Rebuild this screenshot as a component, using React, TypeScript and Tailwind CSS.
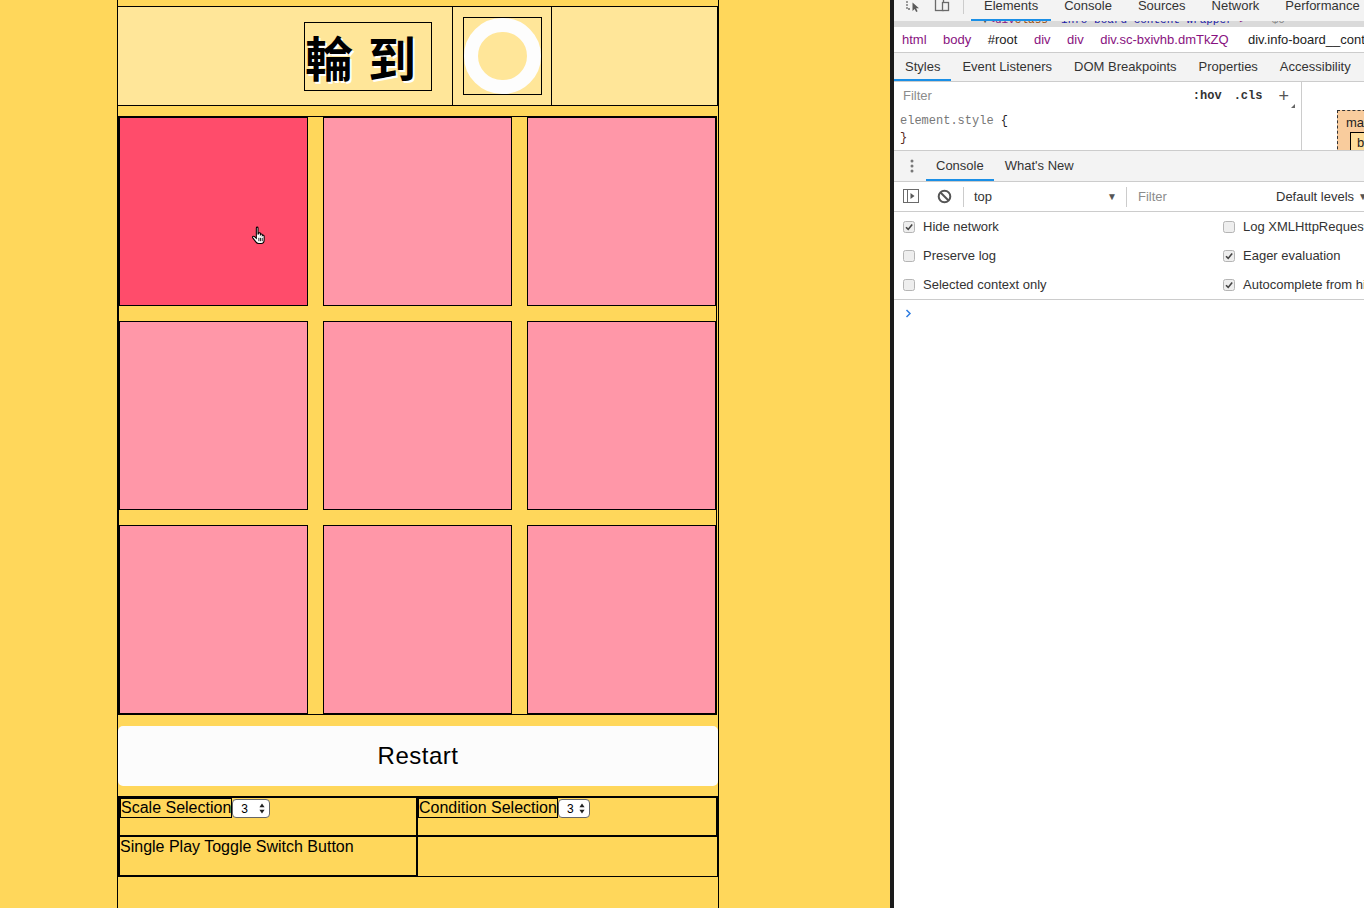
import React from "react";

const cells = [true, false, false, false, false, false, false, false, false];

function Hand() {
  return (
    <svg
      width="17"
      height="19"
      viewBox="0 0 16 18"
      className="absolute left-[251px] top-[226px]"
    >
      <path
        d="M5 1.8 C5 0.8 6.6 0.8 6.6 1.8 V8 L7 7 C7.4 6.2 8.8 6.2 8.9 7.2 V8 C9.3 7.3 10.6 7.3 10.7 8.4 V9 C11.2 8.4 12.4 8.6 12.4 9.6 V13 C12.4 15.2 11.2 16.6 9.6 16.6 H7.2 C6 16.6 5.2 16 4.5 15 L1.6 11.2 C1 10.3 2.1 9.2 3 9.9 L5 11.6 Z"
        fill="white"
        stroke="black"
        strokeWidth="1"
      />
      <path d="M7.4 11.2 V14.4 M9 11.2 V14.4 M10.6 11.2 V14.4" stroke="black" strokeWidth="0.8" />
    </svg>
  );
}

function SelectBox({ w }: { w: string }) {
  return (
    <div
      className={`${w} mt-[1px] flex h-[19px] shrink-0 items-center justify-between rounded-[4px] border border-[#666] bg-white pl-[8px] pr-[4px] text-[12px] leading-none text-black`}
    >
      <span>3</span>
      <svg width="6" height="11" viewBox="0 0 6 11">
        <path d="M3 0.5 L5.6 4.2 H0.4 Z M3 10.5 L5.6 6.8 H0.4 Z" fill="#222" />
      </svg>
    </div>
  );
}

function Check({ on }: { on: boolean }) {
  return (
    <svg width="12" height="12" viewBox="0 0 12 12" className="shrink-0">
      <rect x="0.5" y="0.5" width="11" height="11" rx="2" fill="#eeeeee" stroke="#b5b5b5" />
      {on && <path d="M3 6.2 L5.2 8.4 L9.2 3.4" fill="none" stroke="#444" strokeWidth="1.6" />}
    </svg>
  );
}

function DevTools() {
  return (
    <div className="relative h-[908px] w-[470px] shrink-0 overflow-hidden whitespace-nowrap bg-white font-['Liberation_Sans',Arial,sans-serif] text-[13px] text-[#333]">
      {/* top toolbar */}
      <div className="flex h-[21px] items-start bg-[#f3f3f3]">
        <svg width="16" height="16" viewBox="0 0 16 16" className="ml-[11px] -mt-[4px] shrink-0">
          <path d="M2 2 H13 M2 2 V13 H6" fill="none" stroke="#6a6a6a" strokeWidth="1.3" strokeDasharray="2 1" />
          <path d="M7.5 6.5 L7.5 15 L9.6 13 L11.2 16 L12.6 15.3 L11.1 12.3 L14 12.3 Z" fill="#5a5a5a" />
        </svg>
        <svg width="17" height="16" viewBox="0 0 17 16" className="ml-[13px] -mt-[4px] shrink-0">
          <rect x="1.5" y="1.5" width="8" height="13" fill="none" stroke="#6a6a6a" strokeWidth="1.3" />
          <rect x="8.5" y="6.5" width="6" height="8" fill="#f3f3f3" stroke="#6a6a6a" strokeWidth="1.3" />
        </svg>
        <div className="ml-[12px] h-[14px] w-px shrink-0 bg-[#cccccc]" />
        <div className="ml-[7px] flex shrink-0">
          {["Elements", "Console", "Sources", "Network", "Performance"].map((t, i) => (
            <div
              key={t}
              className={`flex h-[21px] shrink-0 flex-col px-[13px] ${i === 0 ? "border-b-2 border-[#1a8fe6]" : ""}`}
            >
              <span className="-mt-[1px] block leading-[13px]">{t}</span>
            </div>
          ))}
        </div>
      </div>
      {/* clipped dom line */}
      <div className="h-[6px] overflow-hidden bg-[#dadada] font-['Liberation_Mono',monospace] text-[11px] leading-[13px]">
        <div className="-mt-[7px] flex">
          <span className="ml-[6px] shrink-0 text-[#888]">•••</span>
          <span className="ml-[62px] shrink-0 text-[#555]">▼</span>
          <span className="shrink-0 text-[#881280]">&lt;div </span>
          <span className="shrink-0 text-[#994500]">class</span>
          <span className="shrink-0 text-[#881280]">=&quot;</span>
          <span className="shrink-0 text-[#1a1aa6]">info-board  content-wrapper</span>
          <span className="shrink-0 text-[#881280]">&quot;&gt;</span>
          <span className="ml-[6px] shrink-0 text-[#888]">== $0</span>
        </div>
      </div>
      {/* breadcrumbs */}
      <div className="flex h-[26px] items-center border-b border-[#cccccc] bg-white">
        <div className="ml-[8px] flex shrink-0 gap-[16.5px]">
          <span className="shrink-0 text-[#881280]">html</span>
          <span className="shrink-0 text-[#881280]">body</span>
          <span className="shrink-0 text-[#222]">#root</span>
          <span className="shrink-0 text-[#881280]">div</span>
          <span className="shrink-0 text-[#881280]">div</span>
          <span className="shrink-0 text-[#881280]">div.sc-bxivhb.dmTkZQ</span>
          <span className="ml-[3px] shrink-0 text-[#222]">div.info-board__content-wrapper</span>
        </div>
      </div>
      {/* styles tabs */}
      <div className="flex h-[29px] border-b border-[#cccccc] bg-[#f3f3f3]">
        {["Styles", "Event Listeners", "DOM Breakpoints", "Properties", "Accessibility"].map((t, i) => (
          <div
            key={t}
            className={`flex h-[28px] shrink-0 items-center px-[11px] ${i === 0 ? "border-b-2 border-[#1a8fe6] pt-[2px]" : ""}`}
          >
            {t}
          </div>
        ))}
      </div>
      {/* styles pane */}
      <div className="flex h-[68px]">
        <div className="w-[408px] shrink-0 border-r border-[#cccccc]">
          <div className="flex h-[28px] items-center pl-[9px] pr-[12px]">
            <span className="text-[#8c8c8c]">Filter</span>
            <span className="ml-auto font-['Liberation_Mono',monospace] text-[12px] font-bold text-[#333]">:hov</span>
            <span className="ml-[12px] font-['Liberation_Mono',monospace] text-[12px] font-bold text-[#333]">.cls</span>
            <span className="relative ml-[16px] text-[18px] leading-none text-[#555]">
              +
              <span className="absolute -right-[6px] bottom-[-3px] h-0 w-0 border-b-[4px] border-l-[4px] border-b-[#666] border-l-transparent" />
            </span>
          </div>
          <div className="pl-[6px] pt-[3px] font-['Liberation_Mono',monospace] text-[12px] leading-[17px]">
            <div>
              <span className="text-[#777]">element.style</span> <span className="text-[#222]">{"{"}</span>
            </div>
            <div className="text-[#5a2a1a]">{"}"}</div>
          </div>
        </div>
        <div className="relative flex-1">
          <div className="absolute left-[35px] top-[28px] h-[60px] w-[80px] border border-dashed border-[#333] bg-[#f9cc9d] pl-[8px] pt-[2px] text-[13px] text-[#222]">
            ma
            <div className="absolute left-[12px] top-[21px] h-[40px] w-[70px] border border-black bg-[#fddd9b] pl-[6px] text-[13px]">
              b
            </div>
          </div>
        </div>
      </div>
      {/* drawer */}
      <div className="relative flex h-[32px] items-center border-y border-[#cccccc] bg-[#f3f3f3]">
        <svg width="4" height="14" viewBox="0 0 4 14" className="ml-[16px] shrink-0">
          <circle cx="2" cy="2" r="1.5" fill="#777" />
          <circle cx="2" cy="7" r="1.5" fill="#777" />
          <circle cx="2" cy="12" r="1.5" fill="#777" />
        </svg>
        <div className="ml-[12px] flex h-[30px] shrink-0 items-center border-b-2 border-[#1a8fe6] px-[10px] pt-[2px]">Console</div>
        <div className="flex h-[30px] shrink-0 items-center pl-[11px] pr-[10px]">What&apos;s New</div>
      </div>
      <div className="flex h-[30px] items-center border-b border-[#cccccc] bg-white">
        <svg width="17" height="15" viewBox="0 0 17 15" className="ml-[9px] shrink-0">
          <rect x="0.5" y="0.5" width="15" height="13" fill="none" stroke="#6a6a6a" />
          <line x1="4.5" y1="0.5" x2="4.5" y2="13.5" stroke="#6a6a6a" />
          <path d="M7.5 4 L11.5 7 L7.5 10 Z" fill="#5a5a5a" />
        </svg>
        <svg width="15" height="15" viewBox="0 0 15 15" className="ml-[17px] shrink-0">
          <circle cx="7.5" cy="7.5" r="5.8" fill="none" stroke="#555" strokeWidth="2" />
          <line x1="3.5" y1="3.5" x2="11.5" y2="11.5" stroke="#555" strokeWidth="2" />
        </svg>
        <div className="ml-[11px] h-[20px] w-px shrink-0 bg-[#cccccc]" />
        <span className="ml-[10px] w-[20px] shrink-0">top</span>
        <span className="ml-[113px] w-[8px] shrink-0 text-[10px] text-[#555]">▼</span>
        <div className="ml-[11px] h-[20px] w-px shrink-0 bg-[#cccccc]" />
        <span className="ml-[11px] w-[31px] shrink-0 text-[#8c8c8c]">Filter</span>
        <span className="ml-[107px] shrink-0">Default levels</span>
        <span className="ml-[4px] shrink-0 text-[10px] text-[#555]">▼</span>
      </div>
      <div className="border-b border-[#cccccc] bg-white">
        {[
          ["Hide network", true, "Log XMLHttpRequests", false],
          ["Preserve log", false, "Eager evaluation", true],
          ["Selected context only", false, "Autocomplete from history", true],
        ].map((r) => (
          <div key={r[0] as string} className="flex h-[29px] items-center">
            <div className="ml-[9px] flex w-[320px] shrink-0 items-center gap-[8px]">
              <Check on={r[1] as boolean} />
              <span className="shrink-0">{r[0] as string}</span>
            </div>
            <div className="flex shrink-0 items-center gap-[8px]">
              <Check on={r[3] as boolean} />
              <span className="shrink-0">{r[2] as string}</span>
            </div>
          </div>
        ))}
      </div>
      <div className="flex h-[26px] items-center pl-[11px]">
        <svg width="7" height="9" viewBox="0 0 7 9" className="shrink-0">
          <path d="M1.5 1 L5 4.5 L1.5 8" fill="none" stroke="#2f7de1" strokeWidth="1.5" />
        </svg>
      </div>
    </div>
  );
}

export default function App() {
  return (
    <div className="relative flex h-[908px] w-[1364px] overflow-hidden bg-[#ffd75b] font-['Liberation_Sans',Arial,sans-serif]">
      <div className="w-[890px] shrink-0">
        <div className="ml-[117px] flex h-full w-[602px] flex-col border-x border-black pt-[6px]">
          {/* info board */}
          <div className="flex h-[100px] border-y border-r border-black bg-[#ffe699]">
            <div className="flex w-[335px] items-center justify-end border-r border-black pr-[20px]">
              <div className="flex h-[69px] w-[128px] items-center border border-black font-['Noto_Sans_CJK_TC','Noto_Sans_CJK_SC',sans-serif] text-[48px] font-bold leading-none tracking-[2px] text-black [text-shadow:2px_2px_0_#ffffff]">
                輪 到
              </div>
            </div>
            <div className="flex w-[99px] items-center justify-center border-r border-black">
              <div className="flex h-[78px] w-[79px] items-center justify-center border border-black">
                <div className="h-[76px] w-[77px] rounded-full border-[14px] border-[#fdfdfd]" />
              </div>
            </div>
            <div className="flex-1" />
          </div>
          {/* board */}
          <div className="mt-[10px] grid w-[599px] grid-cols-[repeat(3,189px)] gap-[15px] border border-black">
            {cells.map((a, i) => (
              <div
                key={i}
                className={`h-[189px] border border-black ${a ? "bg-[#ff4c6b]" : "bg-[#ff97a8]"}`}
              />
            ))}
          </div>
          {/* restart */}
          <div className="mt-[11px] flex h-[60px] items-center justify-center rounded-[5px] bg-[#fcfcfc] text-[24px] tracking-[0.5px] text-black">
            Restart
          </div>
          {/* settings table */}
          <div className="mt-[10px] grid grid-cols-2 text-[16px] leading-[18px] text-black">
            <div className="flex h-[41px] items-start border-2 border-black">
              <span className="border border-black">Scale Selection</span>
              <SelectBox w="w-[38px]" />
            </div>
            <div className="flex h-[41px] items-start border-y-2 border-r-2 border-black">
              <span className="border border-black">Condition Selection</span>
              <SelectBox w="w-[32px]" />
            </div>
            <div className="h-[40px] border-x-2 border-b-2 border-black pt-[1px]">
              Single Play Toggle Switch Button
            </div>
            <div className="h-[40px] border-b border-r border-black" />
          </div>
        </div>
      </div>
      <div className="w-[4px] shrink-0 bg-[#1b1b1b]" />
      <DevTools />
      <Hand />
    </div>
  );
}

**Task brief**.
Repeat, exactly and in full, each line from the start of the data to the line that contains "false, false, false];". Pictures do not go in.

**Task solution**.
Rebuild this screenshot as a component, using React, TypeScript and Tailwind CSS.
import React from "react";

const cells = [true, false, false, false, false, false, false, false, false];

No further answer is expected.